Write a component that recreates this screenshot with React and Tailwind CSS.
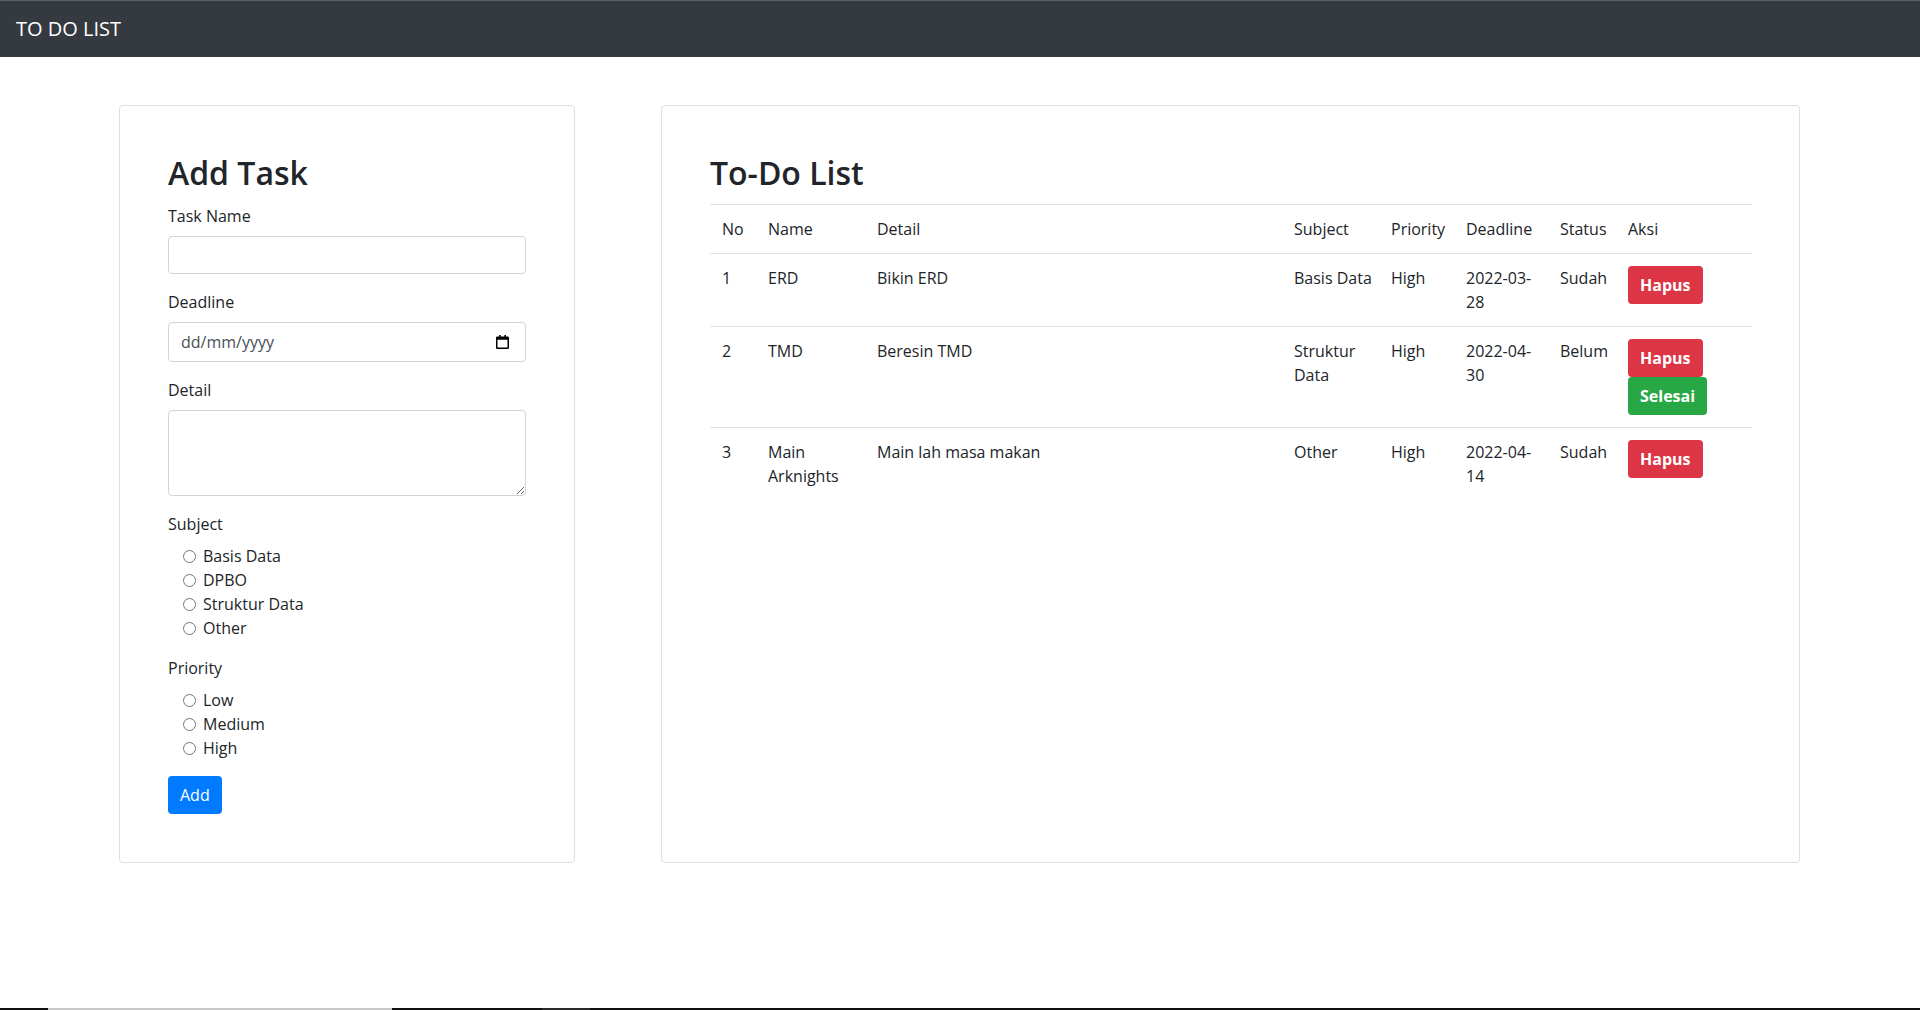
import { useState } from "react";

const tasks = [
  { no: 1, name: "ERD", detail: "Bikin ERD", subject: "Basis Data", priority: "High", deadline: "2022-03-28", status: "Sudah" },
  { no: 2, name: "TMD", detail: "Beresin TMD", subject: "Struktur Data", priority: "High", deadline: "2022-04-30", status: "Belum" },
  { no: 3, name: "Main Arknights", detail: "Main lah masa makan", subject: "Other", priority: "High", deadline: "2022-04-14", status: "Sudah" },
];

const subjects = ["Basis Data", "DPBO", "Struktur Data", "Other"];
const priorities = ["Low", "Medium", "High"];

function CalendarIcon() {
  return (
    <svg width="13" height="14" viewBox="0 0 13 14" className="text-black">
      <rect x="3" y="0" width="1.6" height="2.5" fill="currentColor" />
      <rect x="8.4" y="0" width="1.6" height="2.5" fill="currentColor" />
      <rect x="0.75" y="2.25" width="11.5" height="11" rx="0.6" fill="none" stroke="currentColor" strokeWidth="1.5" />
      <rect x="0.75" y="2.25" width="11.5" height="2.5" fill="currentColor" />
    </svg>
  );
}

function RadioGroup({ name, options }) {
  const [value, setValue] = useState("");
  return (
    <div className="mb-4">
      {options.map((option) => (
        <label key={option} className="flex h-6 items-center pl-[15px] leading-6">
          <input type="radio" name={name} checked={value === option} onChange={() => setValue(option)} className="m-0 h-[13px] w-[13px]" />
          <span className="ml-[7px]">{option}</span>
        </label>
      ))}
    </div>
  );
}

function AddTask() {
  return (
    <section className="w-[456px] shrink-0 rounded border border-[#dfdfdf] p-12">
      <h2 className="mb-3 text-[32px] font-semibold leading-[38px]">Add Task</h2>
      <div className="mb-4">
        <label className="mb-2 block leading-6">Task Name</label>
        <input type="text" className="block h-[38px] w-full rounded border border-[#ced4da] px-3 text-[#495057] outline-none" />
      </div>
      <div className="mb-4">
        <label className="mb-2 block leading-6">Deadline</label>
        <div className="flex h-[40px] w-full items-center rounded border border-[#ced4da] pl-3 pr-4 text-[#495057]">
          <span>dd/mm/yyyy</span>
          <span className="ml-auto flex"><CalendarIcon /></span>
        </div>
      </div>
      <div className="mb-4">
        <label className="mb-2 block leading-6">Detail</label>
        <textarea rows={3} className="block h-[86px] w-full rounded border border-[#ced4da] px-3 py-1.5 outline-none" />
      </div>
      <label className="mb-2 block leading-6">Subject</label>
      <RadioGroup name="subject" options={subjects} />
      <label className="mb-2 block leading-6">Priority</label>
      <RadioGroup name="priority" options={priorities} />
      <button className="h-[38px] rounded bg-[#007bff] px-3 leading-6 text-white">Add</button>
    </section>
  );
}

function TodoList() {
  const cell = "border-t border-[#dee2e6] p-3 text-left align-top font-normal leading-6";
  const subjectCell = "border-t border-[#dee2e6] py-3 pl-3 pr-1 text-left align-top font-normal leading-6";
  const headers = ["No", "Name", "Detail", "Subject", "Priority", "Deadline", "Status", "Aksi"];
  return (
    <section className="ml-[86px] w-[1139px] shrink-0 rounded border border-[#dfdfdf] p-12">
      <h2 className="mb-3 text-[32px] font-semibold leading-[38px]">To-Do List</h2>
      <table className="w-full table-fixed border-collapse">
        <colgroup>
          <col className="w-[46px]" />
          <col className="w-[109px]" />
          <col className="w-[417px]" />
          <col className="w-[97px]" />
          <col className="w-[75px]" />
          <col className="w-[94px]" />
          <col className="w-[68px]" />
          <col className="w-[136px]" />
        </colgroup>
        <thead>
          <tr>
            {headers.map((h) => (
              <th key={h} className={h === "Subject" ? subjectCell : cell}>{h}</th>
            ))}
          </tr>
        </thead>
        <tbody>
          {tasks.map((task) => (
            <tr key={task.no}>
              <td className={cell}>{task.no}</td>
              <td className={cell}>{task.name}</td>
              <td className={cell}>{task.detail}</td>
              <td className={subjectCell}>{task.subject}</td>
              <td className={cell}>{task.priority}</td>
              <td className={cell}>{task.deadline}</td>
              <td className={cell}>{task.status}</td>
              <td className={cell}>
                <div className="flex flex-col items-start">
                  <button className="h-[38px] rounded bg-[#dc3545] px-3 font-bold leading-6 text-white">Hapus</button>
                  {task.status === "Belum" && (
                    <button className="h-[38px] rounded bg-[#28a745] px-3 font-bold leading-6 text-white">Selesai</button>
                  )}
                </div>
              </td>
            </tr>
          ))}
        </tbody>
      </table>
    </section>
  );
}

export default function App() {
  return (
    <div className="flex min-h-screen flex-col bg-white font-['Segoe_UI','Open_Sans',sans-serif] text-base text-[#212529]">
      <nav className="flex h-[57px] items-center border-t border-[#5d6166] bg-[#343a40] px-4">
        <span className="text-[20px] leading-[30px] text-white">TO DO LIST</span>
      </nav>
      <main className="mt-12 flex items-stretch pl-[119px]">
        <AddTask />
        <TodoList />
      </main>
      <div className="flex-1" />
      <div className="flex h-[2px]">
        <div className="w-[48px] bg-[#111]" />
        <div className="w-[344px] bg-[#c8c8c8]" />
        <div className="w-[150px] bg-[#111]" />
        <div className="w-[48px] bg-[#2a2a2a]" />
        <div className="flex-1 bg-[#111]" />
      </div>
    </div>
  );
}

####

Stated task
Repeat the data in full and exactly. Omit pictures.

Task result
Write a component that recreates this screenshot with React and Tailwind CSS.
import { useState } from "react";

const tasks = [
  { no: 1, name: "ERD", detail: "Bikin ERD", subject: "Basis Data", priority: "High", deadline: "2022-03-28", status: "Sudah" },
  { no: 2, name: "TMD", detail: "Beresin TMD", subject: "Struktur Data", priority: "High", deadline: "2022-04-30", status: "Belum" },
  { no: 3, name: "Main Arknights", detail: "Main lah masa makan", subject: "Other", priority: "High", deadline: "2022-04-14", status: "Sudah" },
];

const subjects = ["Basis Data", "DPBO", "Struktur Data", "Other"];
const priorities = ["Low", "Medium", "High"];

function CalendarIcon() {
  return (
    <svg width="13" height="14" viewBox="0 0 13 14" className="text-black">
      <rect x="3" y="0" width="1.6" height="2.5" fill="currentColor" />
      <rect x="8.4" y="0" width="1.6" height="2.5" fill="currentColor" />
      <rect x="0.75" y="2.25" width="11.5" height="11" rx="0.6" fill="none" stroke="currentColor" strokeWidth="1.5" />
      <rect x="0.75" y="2.25" width="11.5" height="2.5" fill="currentColor" />
    </svg>
  );
}

function RadioGroup({ name, options }) {
  const [value, setValue] = useState("");
  return (
    <div className="mb-4">
      {options.map((option) => (
        <label key={option} className="flex h-6 items-center pl-[15px] leading-6">
          <input type="radio" name={name} checked={value === option} onChange={() => setValue(option)} className="m-0 h-[13px] w-[13px]" />
          <span className="ml-[7px]">{option}</span>
        </label>
      ))}
    </div>
  );
}

function AddTask() {
  return (
    <section className="w-[456px] shrink-0 rounded border border-[#dfdfdf] p-12">
      <h2 className="mb-3 text-[32px] font-semibold leading-[38px]">Add Task</h2>
      <div className="mb-4">
        <label className="mb-2 block leading-6">Task Name</label>
        <input type="text" className="block h-[38px] w-full rounded border border-[#ced4da] px-3 text-[#495057] outline-none" />
      </div>
      <div className="mb-4">
        <label className="mb-2 block leading-6">Deadline</label>
        <div className="flex h-[40px] w-full items-center rounded border border-[#ced4da] pl-3 pr-4 text-[#495057]">
          <span>dd/mm/yyyy</span>
          <span className="ml-auto flex"><CalendarIcon /></span>
        </div>
      </div>
      <div className="mb-4">
        <label className="mb-2 block leading-6">Detail</label>
        <textarea rows={3} className="block h-[86px] w-full rounded border border-[#ced4da] px-3 py-1.5 outline-none" />
      </div>
      <label className="mb-2 block leading-6">Subject</label>
      <RadioGroup name="subject" options={subjects} />
      <label className="mb-2 block leading-6">Priority</label>
      <RadioGroup name="priority" options={priorities} />
      <button className="h-[38px] rounded bg-[#007bff] px-3 leading-6 text-white">Add</button>
    </section>
  );
}

function TodoList() {
  const cell = "border-t border-[#dee2e6] p-3 text-left align-top font-normal leading-6";
  const subjectCell = "border-t border-[#dee2e6] py-3 pl-3 pr-1 text-left align-top font-normal leading-6";
  const headers = ["No", "Name", "Detail", "Subject", "Priority", "Deadline", "Status", "Aksi"];
  return (
    <section className="ml-[86px] w-[1139px] shrink-0 rounded border border-[#dfdfdf] p-12">
      <h2 className="mb-3 text-[32px] font-semibold leading-[38px]">To-Do List</h2>
      <table className="w-full table-fixed border-collapse">
        <colgroup>
          <col className="w-[46px]" />
          <col className="w-[109px]" />
          <col className="w-[417px]" />
          <col className="w-[97px]" />
          <col className="w-[75px]" />
          <col className="w-[94px]" />
          <col className="w-[68px]" />
          <col className="w-[136px]" />
        </colgroup>
        <thead>
          <tr>
            {headers.map((h) => (
              <th key={h} className={h === "Subject" ? subjectCell : cell}>{h}</th>
            ))}
          </tr>
        </thead>
        <tbody>
          {tasks.map((task) => (
            <tr key={task.no}>
              <td className={cell}>{task.no}</td>
              <td className={cell}>{task.name}</td>
              <td className={cell}>{task.detail}</td>
              <td className={subjectCell}>{task.subject}</td>
              <td className={cell}>{task.priority}</td>
              <td className={cell}>{task.deadline}</td>
              <td className={cell}>{task.status}</td>
              <td className={cell}>
                <div className="flex flex-col items-start">
                  <button className="h-[38px] rounded bg-[#dc3545] px-3 font-bold leading-6 text-white">Hapus</button>
                  {task.status === "Belum" && (
                    <button className="h-[38px] rounded bg-[#28a745] px-3 font-bold leading-6 text-white">Selesai</button>
                  )}
                </div>
              </td>
            </tr>
          ))}
        </tbody>
      </table>
    </section>
  );
}

export default function App() {
  return (
    <div className="flex min-h-screen flex-col bg-white font-['Segoe_UI','Open_Sans',sans-serif] text-base text-[#212529]">
      <nav className="flex h-[57px] items-center border-t border-[#5d6166] bg-[#343a40] px-4">
        <span className="text-[20px] leading-[30px] text-white">TO DO LIST</span>
      </nav>
      <main className="mt-12 flex items-stretch pl-[119px]">
        <AddTask />
        <TodoList />
      </main>
      <div className="flex-1" />
      <div className="flex h-[2px]">
        <div className="w-[48px] bg-[#111]" />
        <div className="w-[344px] bg-[#c8c8c8]" />
        <div className="w-[150px] bg-[#111]" />
        <div className="w-[48px] bg-[#2a2a2a]" />
        <div className="flex-1 bg-[#111]" />
      </div>
    </div>
  );
}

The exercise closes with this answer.